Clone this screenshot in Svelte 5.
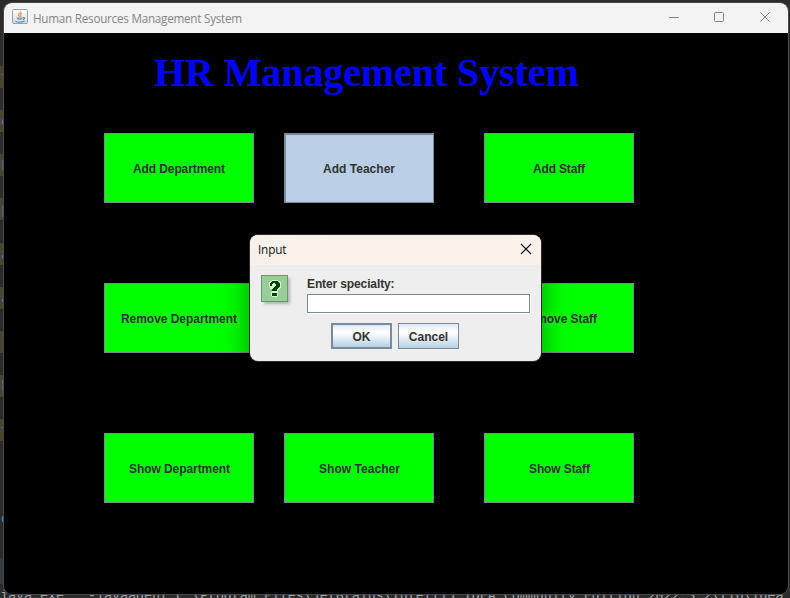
<script>
  const actions = [
    { label: 'Add Department', w: 92 },
    { label: 'Add Teacher', w: 72, pressed: true },
    { label: 'Add Staff', w: 52 },
    { label: 'Remove Department', w: 116 },
    { label: 'Remove Teacher', w: 96 },
    { label: 'Remove Staff', w: 76 },
    { label: 'Show Department', w: 101 },
    { label: 'Show Teacher', w: 81 },
    { label: 'Show Staff', w: 61 }
  ];
  const gutter = ['t', 'e', 'E', 'p', 'a', 'a', 'r', 'h', 't'];
  let specialty = $state('');
</script>

<div class="desktop">
  <div class="gutter">
    {#each gutter as mark}
      <div class="mark"><span>{mark}</span></div>
    {/each}
    <div class="ide-e">e</div>
    <div class="tab"></div>
  </div>
  <div class="console">java.exe" "-javaagent:C:\Program Files\JetBrains\IntelliJ IDEA Community Edition 2022.3.2\lib\idea</div>

  <main class="window">
    <header class="titlebar">
      <svg class="java" width="16" height="16" viewBox="0 0 16 16">
        <defs>
          <linearGradient id="tile" x2="0" y2="1"><stop stop-color="#fff" /><stop offset="1" stop-color="#ccd9e3" /></linearGradient>
        </defs>
        <rect x=".5" y=".5" width="15" height="14" rx="1" fill="url(#tile)" stroke="#8fa3b5" />
        <path d="M8.7 2.3c1 1.6-2.8 2.2-2.3 3.8.2.8 1.2 1.2 1.1 2M10 4.4c-2 .8-2 1.6-1.2 2.3.4.5.2 1-.3 1.4" fill="none" stroke="#eba06a" stroke-width="1.3" />
        <path d="M4.3 8.5h6.4v1.2c-.6 1.4-5 1.4-5.8 0z" fill="#7f9db5" />
        <path d="M3.3 12.2c2.6 1 6.8 1 9.2-.1M11 8.6c2.2-.5 1.8 1.5 0 2" fill="none" stroke="#6f90aa" stroke-width="1.2" />
      </svg>
      <span class="caption">Human Resources Management System</span>
      <svg class="controls" width="104" height="12" viewBox="0 0 104 12" fill="none" stroke="#858585">
        <path d="M1 6.5H11" />
        <rect x="46.5" y="1.5" width="9" height="9" rx="1" />
        <path d="M92.2 1.2l9.6 9.6M101.8 1.2l-9.6 9.6" />
      </svg>
    </header>
    <section class="client">
      <h1>HR Management System</h1>
      <div class="grid">
        {#each actions as a}
          <button class="action" class:pressed={a.pressed}>
            <svg width={a.w} height="16"><text x="0" y="13" textLength={a.w}>{a.label}</text></svg>
          </button>
        {/each}
      </div>
    </section>
  </main>

  <div class="dialog" role="dialog" aria-label="Input">
    <header>
      <span>Input</span>
      <svg width="12" height="12" viewBox="0 0 12 12" stroke="#111" stroke-width="1.1"><path d="M1 1l10 10M11 1L1 11" /></svg>
    </header>
    <div class="body">
      <svg class="question" width="32" height="32" viewBox="0 0 32 32" shape-rendering="crispEdges">
        <g class="shade"><rect x="3" y="3" width="26" height="26" /></g>
        <rect x=".5" y=".5" width="26" height="26" fill="#99cc99" stroke="#669966" />
        <path d="M8 7h1V6h2V5h6v1h2v1h1v6h-1v1h-1v1h-1v6h-1v1h-5v-1h-1v-4h1v-3h-2v-2H8z" fill="#ccffcc" />
        <path d="M9 8h1V7h1V6h6v1h1v1h1v4h-1v1h-1v1h-1v2h-5v-2h1v-1h1v-1h1v-1h1V9h-1V8h-2v1h-1v2H9zM11 18h5v3h-5z" fill="#004400" />
      </svg>
      <form onsubmit={(e) => e.preventDefault()}>
        <label for="specialty">Enter specialty:</label>
        <input id="specialty" bind:value={specialty} />
        <div class="choices">
          <button class="ok">OK</button><button type="button">Cancel</button>
        </div>
      </form>
    </div>
  </div>
</div>

<style>
  .desktop { position: relative; width: 790px; height: 598px; overflow: hidden; background: #2b2b2b; box-sizing: border-box; padding: 3px 2px 0 4px; font-family: "Liberation Sans", Arial, sans-serif; }
  .gutter { position: absolute; left: 0; top: 66px; width: 4px; height: 532px; overflow: hidden; }
  .mark { height: 22px; margin-bottom: 22.15px; background: #49452f; color: #8066a0; font: 14px/23px "DejaVu Sans Mono", monospace; }
  .mark span, .ide-e { display: block; padding-left: 1px; }
  .ide-e { margin-top: 67px; height: 20px; color: #4b8eb5; font: 14px/20px "DejaVu Sans Mono", monospace; }
  .tab { margin-top: 30px; height: 26px; background: #35393b; }
  .console { position: absolute; left: 0; top: 587px; width: 790px; color: #a0a4a8; white-space: pre; font: 13.3px/18px "DejaVu Sans Mono", monospace; letter-spacing: -.01px; }
  .window { position: relative; width: 784px; height: 591px; border-radius: 8px; overflow: hidden; background: #000; box-shadow: 0 0 0 1px #484848; }
  .titlebar { display: flex; align-items: center; height: 30px; background: #f3f3f3; padding: 0 16px 0 8px; box-sizing: border-box; }
  .java { position: relative; top: -1px; }
  .caption { margin-left: 5px; font: 11.7px "Open Sans", "Noto Sans", sans-serif; color: #858585; letter-spacing: -.25px; white-space: nowrap; }
  .controls { margin-left: auto; position: relative; top: -1px; }
  .client { padding: 16px 0 0 100px; }
  h1 { margin: 0 0 0 50px; height: 84px; font: bold 40px/48px "Liberation Serif", "Times New Roman", serif; letter-spacing: -.1px; color: #00f; white-space: nowrap; }
  .grid { display: grid; grid-template-columns: 180px 200px 150px; grid-auto-rows: 150px; }
  button { font-family: inherit; color: #333; margin: 0; padding: 0; box-sizing: border-box; border: 1px solid #7a8a99; border-radius: 0; }
  .action { width: 150px; height: 70px; background: #0f0; display: flex; align-items: center; justify-content: center; }
  .action text { font: bold 12px "Liberation Sans", Arial, sans-serif; fill: #333; }
  .pressed { background: #b8cfe5; box-shadow: inset 1px 1px #7a8a99; }
  .dialog { position: absolute; left: 250px; top: 235px; width: 291px; height: 126px; border-radius: 8px; background: #eee; box-shadow: 0 0 0 1px #292929, 0 8px 26px 2px rgba(0, 0, 0, .38); overflow: hidden; }
  .dialog header { height: 30px; display: flex; align-items: center; justify-content: space-between; box-sizing: border-box; padding: 0 9px 2px 8px; background: linear-gradient(90deg, #f9f0eb, #faf1e8 60%, #f9f0eb); font: 11.8px "Open Sans", "Noto Sans", sans-serif; letter-spacing: -.2px; color: #111; }
  .body { display: flex; padding: 10px 11px 0; }
  .question { flex: none; width: 32px; }
  .shade { fill: #999; filter: blur(1.7px); opacity: .7; }
  form { margin-left: 14px; width: 223px; }
  label { display: block; height: 19px; font: bold 12px/18px "Liberation Sans", Arial, sans-serif; letter-spacing: -.12px; color: #333; }
  input { display: block; box-sizing: border-box; width: 223px; height: 19px; border: 1px solid #7a8a99; padding: 0; margin: 0; background: #fff; border-radius: 0; box-shadow: 1px 1px #fff; outline: none; }
  .choices { display: flex; gap: 6px; padding: 10px 0 0 24px; }
  .choices button { width: 61px; height: 26px; padding-top: 1px; font-size: 12px; font-weight: bold; background: linear-gradient(#dde8f3, #fff 30%, #fff 36%, #b8cfe5); }
  .choices .ok { border-width: 2px; }
</style>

===

GIVEN REQUEST: Everything from the top line of the data down to and including the line with "Community Edition 2022.3.2\lib\idea</div>" is to be copied, except the pictures.

ANSWER TO THIS EXERCISE:
Clone this screenshot in Svelte 5.
<script>
  const actions = [
    { label: 'Add Department', w: 92 },
    { label: 'Add Teacher', w: 72, pressed: true },
    { label: 'Add Staff', w: 52 },
    { label: 'Remove Department', w: 116 },
    { label: 'Remove Teacher', w: 96 },
    { label: 'Remove Staff', w: 76 },
    { label: 'Show Department', w: 101 },
    { label: 'Show Teacher', w: 81 },
    { label: 'Show Staff', w: 61 }
  ];
  const gutter = ['t', 'e', 'E', 'p', 'a', 'a', 'r', 'h', 't'];
  let specialty = $state('');
</script>

<div class="desktop">
  <div class="gutter">
    {#each gutter as mark}
      <div class="mark"><span>{mark}</span></div>
    {/each}
    <div class="ide-e">e</div>
    <div class="tab"></div>
  </div>
  <div class="console">java.exe" "-javaagent:C:\Program Files\JetBrains\IntelliJ IDEA Community Edition 2022.3.2\lib\idea</div>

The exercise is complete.